Gilded Palace of Sin explores dusty Americana on desolate, noirish debut
There are two main dangers to naming your band after a classic album: First, it’s confusing. Second, you risk comparisons to the album in question, and unless your album is also a classic (hint: it’s probably not), you’re screwed.
This situation has cropped up twice in the past year, with bands called the Big Pink and the Gilded Palace of Sin. Listen, Dammit, contributor Kenneth Partridge loved Big Pink’s record, and “Music from Big Pink” by the Band is just stunning.
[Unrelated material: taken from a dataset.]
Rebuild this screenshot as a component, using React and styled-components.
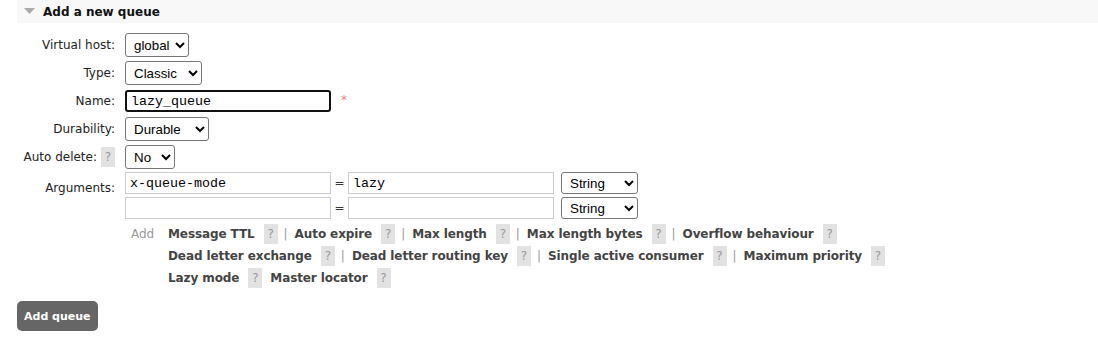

The Flying Burrito Brothers record that yielded the name of the Gilded Palace of Sin is another touchstone album. The namesake trio of Mancunians doesn’t quite rise to classic status on its debut, “You Break Our Hearts, We’ll Tear Yours Out” (Central Control), but the group shows powerful potential.
These 10 songs have little in common with the Burritos’ hippie cowboy sound. They’re darker, for one thing, with a desolate air in the booming bone-dry percussion and deep, seething guitar parts.
Singer Pete Phythian frequently sounds as if he’s handing down prophesies of doom, straining with passion against the confines of a distant, grinding guitar on ”Rosa Salvaje,” and flatly intoning over noirish instrumental wanderings on “There is No Evil, There Is No Good.”
The effect throughout plays like the house band in a dusty ghost-town saloon, biding its time as it waits expectantly for heaven knows what.